### GIVEN TASK
Return all lines below containing the word "styles".

### DATA SHOWN

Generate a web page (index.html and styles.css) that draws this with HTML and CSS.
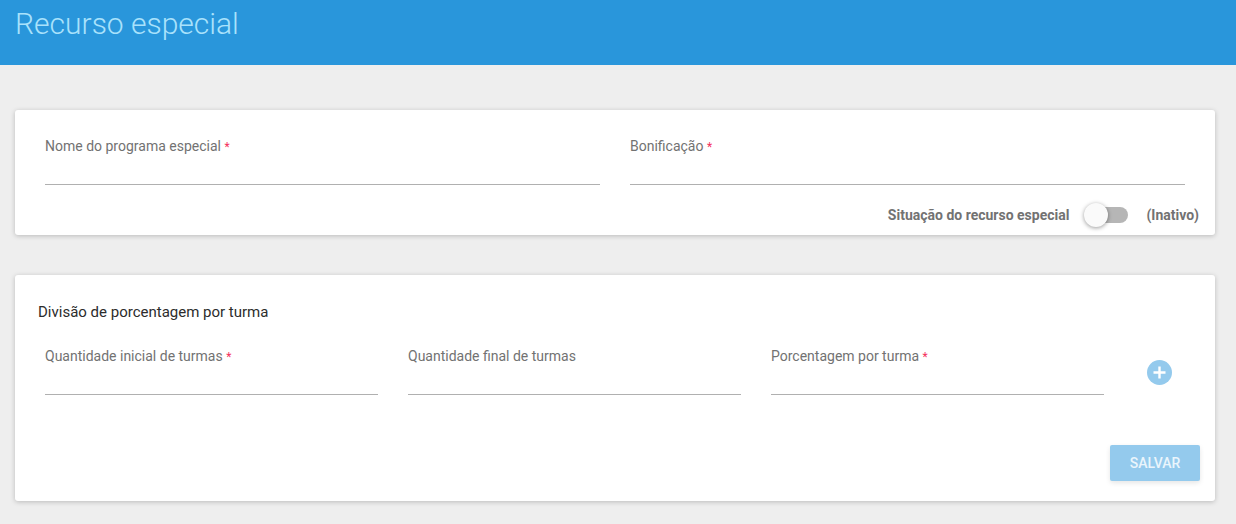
FILE: index.html
```html
<!DOCTYPE html>
<html lang="pt-BR">
<head>
<meta charset="utf-8">
<title>Recurso especial</title>
<link rel="stylesheet" href="styles.css">
</head>
<body>
<header class="page-header"><h1 class="page-title">Recurso especial</h1></header>
<main class="content">
  <section class="card card-main">
    <div class="row row-two">
      <div class="field"><label class="label">Nome do programa especial <span class="req">*</span></label><div class="line"></div></div>
      <div class="field"><label class="label">Bonificação <span class="req">*</span></label><div class="line"></div></div>
    </div>
    <div class="status">
      <span class="status-text">Situação do recurso especial</span>
      <span class="toggle"><span class="track"></span><span class="thumb"></span></span>
      <span class="status-text">(Inativo)</span>
    </div>
  </section>
  <section class="card card-split">
    <h2 class="section-title">Divisão de porcentagem por turma</h2>
    <div class="row row-three">
      <div class="field"><label class="label">Quantidade inicial de turmas <span class="req">*</span></label><div class="line"></div></div>
      <div class="field"><label class="label">Quantidade final de turmas</label><div class="line"></div></div>
      <div class="field"><label class="label">Porcentagem por turma <span class="req">*</span></label><div class="line"></div></div>
      <span class="add-btn">
        <svg width="25" height="25" viewBox="0 0 25 25"><circle cx="12.5" cy="12.5" r="12.5" fill="#94caed"/><path d="M12.5 6.5v12M6.5 12.5h12" stroke="#fff" stroke-width="2.4" fill="none"/></svg>
      </span>
    </div>
    <div class="actions"><button class="save" type="button">SALVAR</button></div>
  </section>
</main>
</body>
</html>
```
FILE: styles.css
```css
* { box-sizing: border-box; }
html, body { margin: 0; padding: 0; }
body { background: #eeeeee; font-family: Roboto, "Liberation Sans", sans-serif; height: 524px; overflow: hidden; }
.page-header { height: 65px; background: #2996db; padding: 5px 15px 0; }
.page-title { margin: 0; font-size: 30px; line-height: 37px; font-weight: 300; color: #a9e2fb; }
.content { padding: 45px 21px 0 15px; display: flex; flex-direction: column; gap: 40px; }
.card { background: #fff; border-radius: 3px; box-shadow: 0 1px 5px rgba(0,0,0,.22); }
.card-main { height: 125px; padding: 27px 16px 0 30px; }
.card-split { height: 226px; padding: 28px 15px 0 23px; }
.row { display: flex; }
.row-two { gap: 30px; padding-right: 14px; }
.row-three { gap: 30px; margin-top: 26px; padding-left: 7px; }
.row-three .field { flex: 0 0 333px; }
.row-two .field { flex: 1 1 0; }
.label { display: block; font-size: 14px; line-height: 18px; color: #727272; height: 47px; }
.req { color: #f4305c; font-size: 12px; }
.line { height: 1px; background: #b0b0b0; }
.status { display: flex; align-items: center; justify-content: flex-end; margin-top: 18px; height: 24px; }
.status-text { font-size: 14px; font-weight: 700; color: #727272; }
.toggle { position: relative; display: block; width: 34px; height: 16px; margin: 0 18px 0 25px; }
.track { position: absolute; left: 0; top: 0; width: 34px; height: 16px; border-radius: 8px; background: #b6b6b6; }
.thumb { position: absolute; left: -10px; top: -4px; width: 24px; height: 24px; border-radius: 50%; background: #fafafa; box-shadow: 0 1px 4px rgba(0,0,0,.4); }
.section-title { margin: 0; font-size: 15px; line-height: 18px; font-weight: 400; color: #2c2c2c; }
.add-btn { display: block; width: 25px; height: 25px; margin: 13px 0 0 13px; }
.add-btn svg { display: block; }
.actions { display: flex; justify-content: flex-end; margin-top: 50px; }
.save { width: 90px; height: 36px; border: 0; border-radius: 2px; background: #94caed; color: #eaf5fc; font: 500 14px Roboto, sans-serif; box-shadow: 0 2px 5px rgba(0,0,0,.1); }
```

### WRITTEN RESPONSE
Generate a web page (index.html and styles.css) that draws this with HTML and CSS.
<link rel="stylesheet" href="styles.css">
FILE: styles.css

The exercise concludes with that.